En 1974, au Portugal, des Généraux de l’armée renversent Marcelo Caetano (successeur du dictateur Salazar) au cours de ce que historiens ont appelé la « Révolution des œillets ». Les nouveaux dirigeants souhaitent mettre fin aux guerres coloniales que l’armée portugaise mène en Afrique, en accordant l’indépendance à ses possessions (Mozambique, Angola, Guinée-Bissau, Sao Tomé-et-Principe et Cap-Vert). Le Frelimo est alors l’interlocuteur privilégié du Portugal. Le 7 septembre 1974, à Lusaka, est signé un accord de cessez-le-feu et fixé un calendrier, prévoyant un gouvernement provisoire, l’indépendance du Mozambique et des élections pluralistes.

Mais Samora Machel ne l’entend pas de cette oreille. Décidé à chasser les blancs, il  fait organiser une révolte et lance des raids contre les riches portugais qui tiennent l’essentiel de l’économie du pays et possèdent les grandes plantations. Et, pour ajouter à l’inimitié que lui porteront les autorités portugaises avec lesquelles il avait conclu un accord pour des élections pluralistes et la cessation des attaques contre la communauté blanche, il refuse de partager le pouvoir.

Le Frelimo se bat en solitaire et accapare le pouvoir. Beaucoup de blancs portugais s’exilent alors, certains rentrent au Portugal -pays qu’ils n’ont jamais connu du reste- ou rejoignent l’Afrique du Sud.

En 1975, le Mozambique devient indépendant et Samora Machel en devient le premier président. Il réprime toute velléité de lui opposer un système autre que le communisme et fait face à un adversaire de taille, un parti nouvellement créé et appelé Renamo. Il élimine ses adversaires qu’il fait emprisonner dans des camps dénommés « centres de redressement » en pleine forêt, en  fait tuer une bonne partie et s’installe comme le seul maître à bord. Même sa première femme, qu’il avait quittée pour entrer dans le maquis, n’échappe pas à la vague de répression car elle sera envoyée dans ces centres de redressement alors qu’on ne lui connaissait aucune activité politique.

Cependant que Samora Machel s’allie à l’Union soviétique qui lui apporte soutien financier et militaire, la Renamo est armée et financée par l’Afrique du Sud et son voisin raciste, la Rhodésie. Ces deux pays l’accusent de soutenir l’Anc de Nelson Mandela et la Swapo de Sam Nujoma qui leur opposaient de farouches guerres pour l’élimination du système d’apartheid qu’ils avaient en commun et l’instauration de la démocratie.

Économiquement, l’aide de l’Union soviétique ne suffit pas car l’économie s’est effondrée avec l’exil forcé des 200.000 colons portugais qui le tenaient à bout de bras. De plus, les relations économiques et politiques avec les deux voisins du sud sont des plus tendues. Néanmoins, Machel réussit à rester populaire parmi la population. En 1979, la Renamo est affaiblie quand son chef est abattu. En 1980, le soutien de la Rhodésie cesse avec l’avènement à sa place du Zimbabwe. Mais la guerre civile continue, coupant le pays en deux.

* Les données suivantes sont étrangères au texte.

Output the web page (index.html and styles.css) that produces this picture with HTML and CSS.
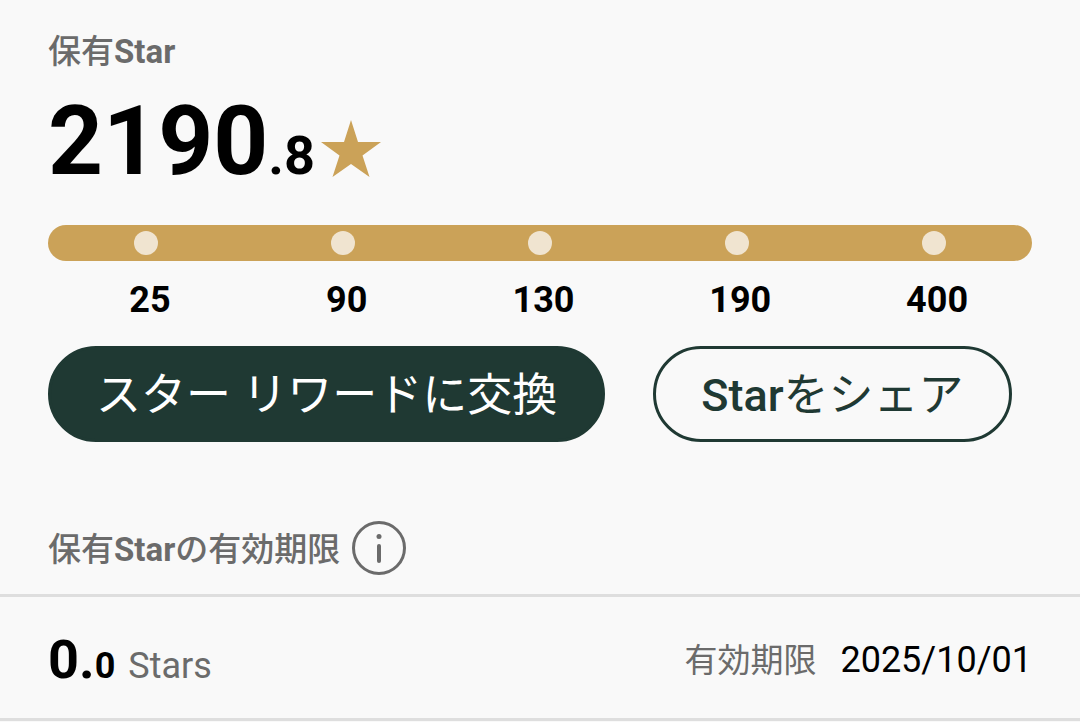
FILE: index.html
```html
<!DOCTYPE html>
<html lang="ja">
<head>
<meta charset="utf-8">
<meta name="viewport" content="width=device-width, initial-scale=1">
<title>保有Star</title>
<link rel="stylesheet" href="styles.css">
</head>
<body>
<main>
  <section class="balance">
    <h1 class="label">保有<span class="latin">Star</span></h1>
    <p class="total"><span class="whole">2190</span><span class="decimal">.8</span><svg class="star" viewBox="0 0 60 58" aria-hidden="true"><path d="M30 0 37 22H60L41.500 35.500 48.500 57 30 44 11.500 57 18.500 35.500 0 22H23Z"/></svg></p>
    <ol class="track">
      <li><span class="dot"></span><span class="goal">25</span></li>
      <li><span class="dot"></span><span class="goal">90</span></li>
      <li><span class="dot"></span><span class="goal">130</span></li>
      <li><span class="dot"></span><span class="goal">190</span></li>
      <li><span class="dot"></span><span class="goal">400</span></li>
    </ol>
    <div class="actions">
      <button type="button" class="button primary">スター リワードに交換</button>
      <button type="button" class="button outline"><span class="latin">Star</span>をシェア</button>
    </div>
  </section>
  <section class="expiry">
    <div class="expiry-head">
      <h2 class="label">保有<span class="latin">Star</span>の有効期限</h2>
      <button type="button" class="info" aria-label="有効期限について"><svg viewBox="0 0 54 54" aria-hidden="true"><circle class="ring" cx="27" cy="27" r="25.500"/><path class="stem" d="M27 25V40"/><circle class="point" cx="27" cy="15.500" r="2.500"/></svg></button>
    </div>
    <div class="row">
      <p class="amount"><span class="amount-whole">0.</span><span class="amount-decimal">0</span><span class="unit">Stars</span></p>
      <p class="until"><span class="until-label">有効期限</span><time datetime="2025-10-01">2025/10/01</time></p>
    </div>
  </section>
</main>
</body>
</html>
```
FILE: styles.css
```css
* { box-sizing: border-box; }
body {
  margin: 0;
  background: #f9f9f9;
  color: #000;
  font-family: Roboto, "Noto Sans CJK JP", sans-serif;
}
h1, h2, p, ol { margin: 0; padding: 0; }
button { font-family: inherit; cursor: pointer; }
.balance { padding: 32px 48px 0; }
.label {
  color: #6b6b6b;
  font-size: 33px;
  font-weight: 500;
  line-height: 40px;
}
.label .latin { font-weight: 700; }
.total {
  display: flex;
  align-items: baseline;
  margin-top: 17px;
  font-weight: 700;
  line-height: 104px;
}
.whole { font-size: 96px; }
.decimal { font-size: 54px; }
.star {
  align-self: flex-end;
  width: 60px;
  height: 58px;
  margin: 0 0 30px 6px;
  fill: #cba258;
}
.track {
  display: flex;
  height: 36px;
  margin-top: 17px;
  border-radius: 18px;
  background: #cba258;
  list-style: none;
}
.track li {
  display: flex;
  flex: 1;
  flex-direction: column;
  align-items: center;
  padding-top: 6px;
}
.dot {
  flex: none;
  width: 24px;
  height: 24px;
  border-radius: 50%;
  background: #f0e4d0;
}
.goal {
  padding: 24px 0 0 7px;
  font-size: 36px;
  font-weight: 700;
  line-height: 42px;
}
.actions { display: flex; gap: 48px; margin-top: 85px; }
.button {
  height: 96px;
  padding: 4px 45px 0;
  border: 3px solid #1f3933;
  border-radius: 48px;
  font-size: 45px;
  font-weight: 400;
  line-height: 60px;
  white-space: nowrap;
}
.button .latin { font-weight: 500; }
.primary { background: #1f3933; color: #fff; }
.outline { background: transparent; color: #1f3933; }
.expiry { margin-top: 79px; }
.expiry-head {
  display: flex;
  align-items: center;
  gap: 12px;
  padding: 0 48px 19px;
}
.expiry-head .label { padding-top: 4px; }
.info { width: 54px; height: 54px; padding: 0; border: 0; background: none; }
.info svg { display: block; }
.ring { fill: none; stroke: #6b6b6b; stroke-width: 3; }
.stem { stroke: #6b6b6b; stroke-width: 4; stroke-linecap: round; }
.point { fill: #6b6b6b; }
.row {
  display: flex;
  align-items: center;
  justify-content: space-between;
  padding: 25px 48px 20px;
  border: solid #dedede;
  border-width: 3px 0;
}
.amount {
  display: flex;
  align-items: baseline;
  padding-top: 6px;
  font-weight: 700;
  line-height: 64px;
}
.amount-whole { font-size: 54px; }
.amount-decimal { font-size: 36px; }
.unit { margin-left: 13px; color: #6b6b6b; font-size: 36px; font-weight: 400; }
.until { display: flex; align-items: baseline; gap: 24px; font-size: 36px; line-height: 48px; }
.until-label { color: #6b6b6b; font-size: 33px; }
```
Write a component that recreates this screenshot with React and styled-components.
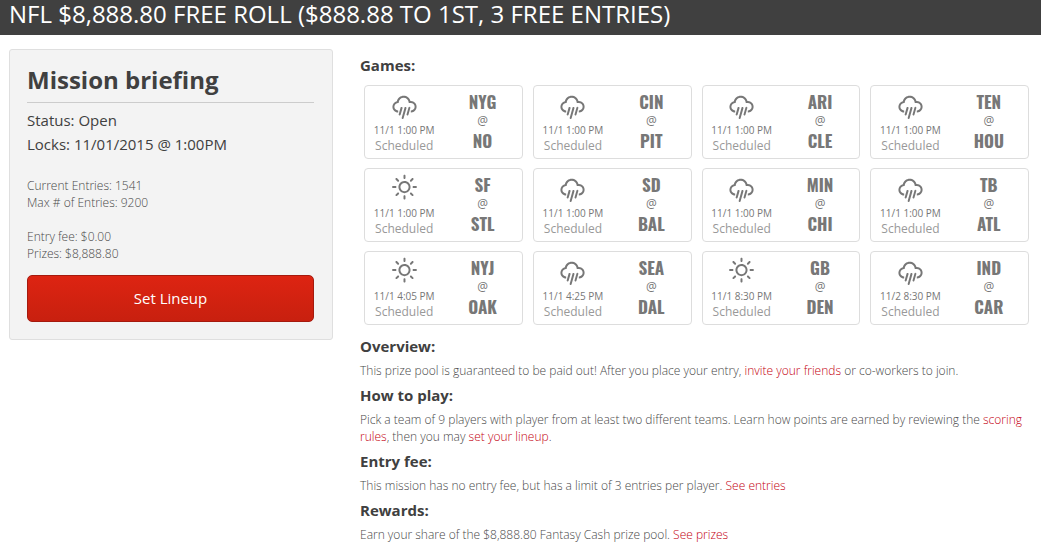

Dès 1980, Samora Machel se rend compte aussi de l’inefficacité de sa politique économique et, paradoxalement, il se tourne vers le FMI en 1983 à contre-courant des idées qu’il développait dans le passé.

Il se rapproche aussi de l’Afrique du Sud et signe l’accord de Nkomati avec le président Pieter Botha prévoyant que les Sud-Africains cessent de soutenir la Renamo contre le retrait du soutien mozambicain à l’ANC et aux mouvements anti-apartheid établis sur son sol. L’accord n’est finalement pas respecté de part et d’autre en dépit des relations sereines établies au niveau des ministères respectifs des deux pays.

Le 19 octobre 1986, Samora Machel s’envole pour la Zambie pour discuter de la situation avec les présidents zambien, angolais et zaïrois. Le sommet se déroule dans le calme malgré une ambiance tendue. Mobutu est accusé de soutenir autant l’Unita en Angola que la Renamo au Mozambique. Le Malawi, non représenté au sommet, est aussi soupçonné par Machel de donner asile aux rebelles de la Renamo. Machel avait menacé quelques mois auparavant le Malawi de blocus économique et de tirs de roquettes alors que l’ambassade du Malawi était mise à sac à Maputo au mois de septembre.

Le même jour, dans l’après-midi, Machel revient en avion du sommet de Lusaka, d’où avaient été discutées avec les pays régionaux des mesures communes à adopter contre le régime sud-africain, quand son avion s’écarte soudainement de sa trajectoire et s’écrase en Afrique du Sud sur les flancs des montagnes Lebombo.

Jamais une enquête sérieuse ne sera ouverte pour déterminer la cause de cet accident bizarre et les boîtes noires de l’avion seront soigneusement dissimulées par l’Afrique du Sud. Mais des sources concordantes et documentées affirment que ce crash avait été planifié par les autorités sud-africaines avec la complicité de techniciens de l’aéroport de Maputo, nouveau nom donné à la capitale mozambicaine.

Il s’agirait en fait d’un assassinat secret comme savaient l’organiser à l’époque certaines puissances. Mais Samora Machel, qui est né le 29 septembre 1933 et dont le vrai nom est  Samora Moises Machel, aura marqué pendant une décennie les relations internationales dans l’Afrique australe tout en se présentant comme le héros des luttes pour les indépendances.